The Circuit Court further held that in November, 1903, the defendants partly opened an old ditch leading in the direction of the spring basin opposite the plaintiff's works, and at the upper end of the ditch dug a new ditch for a few *Page 453 yards, the effect of which was to divert the water from the spring basin in such a way that it could not enter the ditch of the plaintiff, cut for the purpose of carrying the water to its works, but that the Court had no right to make any order as to this partially old and partially new ditch, as the acts were done after the commencement of the action, and such relief was not within the scope of the complaint.
In this we think Judge Carey under-rated the power of the Court of equity under the pleadings in this case. Equity will not do justice by halves, but will render full and complete relief in determining the rights of the parties within the scope of the pleadings. Phillips v. Anthony, 47 S.C. 463;25 S.E., 294; Butler v. Butler, 67 S.C. 212, 45 S.E., 184. If the diversion of the water of the spring from the Royster supply ditch by means of the new ditch is within the scope of the pleadings, relief should be had in this proceeding and not drive plaintiff to another action to test its rights in the premises. The complaint sets forth in full plaintiff's claim to the water of the spring and pond, and alleges not only the actual diversion of such waters by opening and deepening the old ditch, but also further threatened diversion of said water in violation of the grant, and the prayer of the complaint was for injunction to close and keep closed the old ditch and from further diverting the water form said pond in any way or causing any further flow of water therefrom.
A temporary injunction herein was granted by Associate Justice Jones on June 23d 1902, restraining defendants from further opening and deepening said ditch or further diverting the water from said spring and pond. Thereafter the "new ditch" was opened, and upon a rule to show cause why the defendants should not be adjudged in contempt for disobedience of said order, it was adjudged on December 9th, 1903, that defendant had violated said temporary injunction and they were ordered to close said new ditch, which order was promptly obeyed. Thus, the digging of the new ditch was treated by all parties as within the scope *Page 454 of the pleadings. While the complaint was designed to prevent breach of plaintiff's rights by diverting the water of the spring and pond, the fact that some particular method of diversion not specifically mentioned in the complaint was adopted after the commencement of the suit would not make such act beyond the scope of the pleadings. On the contrary, it offered evidence that the injury threatened had become real during the pendency of the action. What is called the "new ditch" is but a branch extension of the old ditch and it really operated to divert the water of the spring from the Royster supply ditch out through the old ditch, thus linking this particular act of diversion with acts specifically alleged in the complaint.

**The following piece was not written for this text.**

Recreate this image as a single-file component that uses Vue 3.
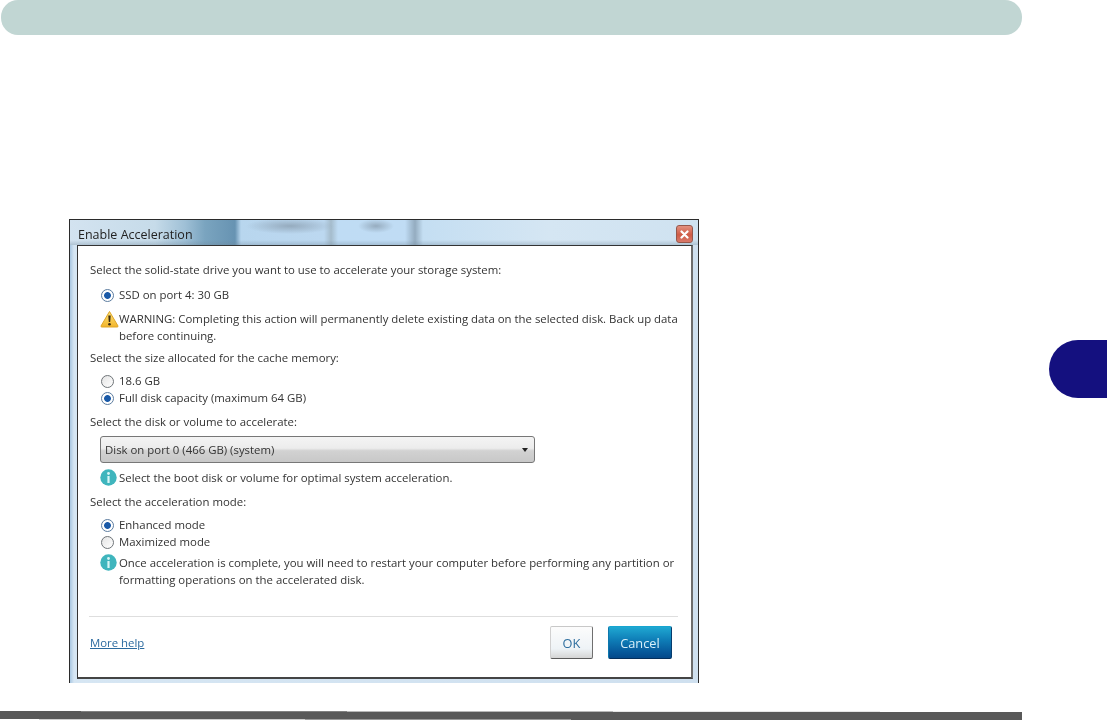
<script setup>
const strip = [
  [[81, '#595959'], [266, '#808080'], [266, '#b8b8b8'], [267, '#e6e6e6'], [142, '#ffffff']],
  [[1022, '#595959']],
  [[39, '#ffffff'], [266, '#cfcfcf'], [266, '#9a9a9a'], [451, '#595959']],
]
</script>

<template>
  <div class="page">
    <div class="top-bar"></div>

    <section class="dialog">
      <header class="titlebar">
        <span class="title">Enable Acceleration</span>
        <button class="close" aria-label="Close">
          <svg width="9" height="9" viewBox="0 0 9 9"><path d="M1.5 1.5l6 6M7.5 1.5l-6 6" stroke="#fff" stroke-width="2.2" stroke-linecap="round"/></svg>
        </button>
      </header>

      <div class="body">
        <p class="line first">Select the solid-state drive you want to use to accelerate your storage system:</p>

        <label class="option ssd"><span class="radio on"></span>SSD on port 4: 30 GB</label>

        <div class="note warn">
          <svg class="note-icon" width="19" height="18" viewBox="0 0 19 18">
            <defs>
              <linearGradient id="warnFill" x1="0" y1="0" x2="0" y2="1">
                <stop offset="0" stop-color="#fbe37a"/>
                <stop offset="1" stop-color="#f2b52c"/>
              </linearGradient>
            </defs>
            <path d="M9.5 1.5L18 16a.8.8 0 0 1-.7 1H1.7a.8.8 0 0 1-.7-1z" fill="url(#warnFill)" stroke="#e0a526" stroke-width="1"/>
            <path d="M8.300 5.500h2.400l-.5 6.500H8.800z" fill="#3a2a10"/>
            <circle cx="9.500" cy="14.300" r="1.300" fill="#3a2a10"/>
          </svg>
          <p>WARNING: Completing this action will permanently delete existing data on the selected disk. Back up data<br>before continuing.</p>
        </div>

        <p class="line size">Select the size allocated for the cache memory:</p>
        <label class="option size-a"><span class="radio"></span>18.6 GB</label>
        <label class="option tight"><span class="radio on"></span>Full disk capacity (maximum 64 GB)</label>

        <p class="line disk">Select the disk or volume to accelerate:</p>
        <div class="combo">
          <span>Disk on port 0 (466 GB) (system)</span>
          <i class="arrow"></i>
        </div>

        <div class="note hint">
          <svg class="note-icon info" width="17" height="17" viewBox="0 0 17 17">
            <circle cx="8.500" cy="8.500" r="8.200" fill="#3fb5bd"/>
            <path d="M7.400 7h2.200v7H7.400z" fill="#d8f6f6"/>
            <circle cx="8.500" cy="4.500" r="1.400" fill="#d8f6f6"/>
          </svg>
          <p>Select the boot disk or volume for optimal system acceleration.</p>
        </div>

        <p class="line mode">Select the acceleration mode:</p>
        <label class="option mode-a"><span class="radio on"></span>Enhanced mode</label>
        <label class="option tight"><span class="radio"></span>Maximized mode</label>

        <div class="note once">
          <svg class="note-icon info" width="17" height="17" viewBox="0 0 17 17">
            <circle cx="8.500" cy="8.500" r="8.200" fill="#3fb5bd"/>
            <path d="M7.400 7h2.200v7H7.400z" fill="#d8f6f6"/>
            <circle cx="8.500" cy="4.500" r="1.400" fill="#d8f6f6"/>
          </svg>
          <p>Once acceleration is complete, you will need to restart your computer before performing any partition or<br>formatting operations on the accelerated disk.</p>
        </div>

        <hr class="rule">

        <footer class="footer">
          <a class="help">More help</a>
          <div class="buttons">
            <button class="btn ok">OK</button>
            <button class="btn cancel">Cancel</button>
          </div>
        </footer>
      </div>
    </section>

    <div class="strip">
      <div v-for="(row, r) in strip" :key="r" class="strip-row" :class="'row' + r">
        <span v-for="(seg, s) in row" :key="s" :style="{ width: seg[0] + 'px', background: seg[1] }"></span>
      </div>
    </div>

    <div class="tab"></div>
  </div>
</template>

<style>
html, body { margin: 0; background: #fff; overflow: hidden; }
</style>

<style scoped>
.page {
  position: relative;
  width: 1107px;
  height: 721px;
  overflow: hidden;
  background: #fff;
  font-family: "Open Sans", "Liberation Sans", sans-serif;
  font-size: 11.4px;
  color: #333;
}
.top-bar {
  width: 1021px;
  height: 35px;
  margin-left: 1px;
  border-radius: 17px;
  background: #c1d6d3;
}
.dialog {
  box-sizing: border-box;
  width: 630px;
  height: 464px;
  margin: 184px 0 0 69px;
  padding: 0 5px 4px 7px;
  display: flex;
  flex-direction: column;
  border: 1px solid #2b2b2b;
  border-bottom: 0;
  background: linear-gradient(90deg, #a9c7e2 0, #d6e6f3 4px, #cfe0ef 100%);
  filter: blur(0.4px);
}
.titlebar {
  box-sizing: border-box;
  height: 25px;
  flex: none;
  margin: 0 -5px 0 -7px;
  padding: 3px 5px 0 8px;
  display: flex;
  align-items: center;
  justify-content: space-between;
  background:
    radial-gradient(ellipse 44px 8px at 220px 6px, rgba(140, 160, 178, 0.8), transparent),
    radial-gradient(ellipse 18px 7px at 306px 6px, rgba(140, 160, 178, 0.8), transparent),
    linear-gradient(rgba(255, 255, 255, 0) 80%, rgba(110, 135, 155, 0.35)),
    linear-gradient(90deg,
      #d3e3f0 0, #c6dbe9 85px, #9fc0d6 115px, #7aa4bf 135px, #6793b2 165px, #b8d6ee 171px,
      #bcd8f0 254px, #a5bccc 261px, #bfdcf4 268px, #c0dcf4 335px,
      #94acc0 345px, #c4def2 353px, #d5e6f3 480px, #cfe2f0 630px);
}
.title {
  font-size: 12.5px;
  color: #222;
}
.close {
  box-sizing: border-box;
  width: 17px;
  height: 18px;
  padding: 0;
  display: flex;
  align-items: center;
  justify-content: center;
  border: 1px solid #96574b;
  border-radius: 3px;
  background: linear-gradient(#e2907f, #cf5b45 55%, #d8796a);
}
.body {
  flex: 1;
  min-height: 0;
  box-sizing: border-box;
  padding: 16px 13px 0 12px;
  background: #fff;
  border: 1px solid #333;
  border-right: 2px solid #6d6d6d;
  border-bottom: 2px solid #444;
}
p { margin: 0; }
.line { line-height: 16px; height: 16px; white-space: nowrap; }
.option {
  display: flex;
  align-items: center;
  height: 16px;
  line-height: 16px;
  margin-left: 11px;
  white-space: nowrap;
}
.ssd { margin-top: 9px; }
.tight { margin-top: 1px; }
.size { margin-top: 5px; }
.size-a { margin-top: 7px; }
.disk { margin-top: 8px; }
.mode { margin-top: 7px; }
.mode-a { margin-top: 7px; }
.radio {
  box-sizing: border-box;
  flex: none;
  width: 13px;
  height: 13px;
  margin-right: 5px;
  border: 1px solid #6f7478;
  border-radius: 50%;
  background: linear-gradient(135deg, #e4e4e4, #fff);
}
.radio.on {
  border-color: #5d7da0;
  background: radial-gradient(circle, #1a5aa8 0, #1a5aa8 3px, #fff 3.8px);
}
.note {
  position: relative;
  margin-left: 29px;
  line-height: 17px;
  white-space: nowrap;
}
.note p { margin-top: -1px; }
.note-icon { position: absolute; left: -19px; top: 0; }
.warn { margin-top: 8px; }
.hint { margin-top: 7px; }
.once { margin-top: 5px; }
.combo {
  box-sizing: border-box;
  width: 435px;
  height: 27px;
  margin: 6px 0 0 10px;
  padding: 0 5px 0 4px;
  display: flex;
  align-items: center;
  justify-content: space-between;
  border: 1px solid #777;
  border-radius: 3px;
  background: linear-gradient(#f4f4f4, #ececec 45%, #d2d2d2 55%, #c8c8c8);
}
.arrow {
  width: 0;
  height: 0;
  margin-right: 1px;
  border: 3.5px solid transparent;
  border-top: 4px solid #222;
  border-bottom: 0;
}
.hint + .mode { margin-top: 8px; }
.warn + .size { margin-top: 6px; }
.once + .rule { margin-top: 28px; }
.rule {
  height: 1px;
  margin: 27px 0 0 -1px;
  border: 0;
  background: #dedede;
}
.footer {
  display: flex;
  justify-content: space-between;
  align-items: center;
  margin-top: 9px;
  padding-right: 6px;
}
.help {
  color: #2b6a9f;
  text-decoration: underline;
}
.buttons { display: flex; gap: 15px; }
.btn {
  box-sizing: border-box;
  height: 33px;
  padding: 0;
  font: 12.8px "Open Sans", "Liberation Sans", sans-serif;
  border: 1px solid #8a8a8a;
  border-radius: 2px;
}
.ok {
  width: 43px;
  color: #2f6f9f;
  border-color: #c8c8c8 #6f6f6f #5a5a5a #d0d0d0;
  background: linear-gradient(#fcfcfc, #eef3f6 70%, #d5d5d5);
}
.cancel {
  width: 64px;
  color: #d8f0fa;
  border-color: #17a5d0 #063c6d #052f5c #0d78ad;
  background: linear-gradient(#1fa8d2, #0f7fb8 40%, #07599b 80%, #05498a);
}
.strip { margin-top: 28px; width: 1022px; }
.strip-row { display: flex; height: 1px; }
.strip-row.row1 { height: 7px; }
.tab {
  position: absolute;
  left: 1049px;
  top: 340px;
  width: 58px;
  height: 58px;
  border-radius: 29px 0 0 29px;
  background: #14107f;
}
</style>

While we hold that defendants were within their rights, in so far as they, by their old ditch, drained away the water which plaintiffs did not see fit to use, but left ponded or stored on defendants' premises, we also hold that they breached plaintiff's rights when they, by their new ditch, interrupted the water flowing from the spring into the plaintiff's supply ditch ready to receive it for plaintiff's uses. The fact that defendants, in obedience to the order enforcing the temporary injunction, restored the status by closing the mouth of the new ditch, is no guarantee that the new ditch will not be again opened when such temporary injunction is made null by a decree dismissing the complaint. Judge Carey was, therefore, in error in not considering this matter and in not enjoining such diversion of water from plaintiff's use. The case being now fully within the chancery powers of this Court, we will grant the relief to which plaintiff is entitled upon the undisputed facts.
We have not undertaken to consider in detail the numerous exceptions which, with Judge Carey's decree, are reported herewith, but they are, in all material respects, controlled by the conclusions we have reached.
The judgment of the Circuit Court dismissing the complaint is reversed and the complaint retained for the purpose of enjoining defendants from diverting the water of the *Page 455 spring from plaintiff's supply ditch by means of defendants' new ditch, and the defendants, their agents, servants and employees, are hereby required and commanded to close and keep closed said new ditch. In all other respects the conclusions and decree of the Circuit Court are affirmed.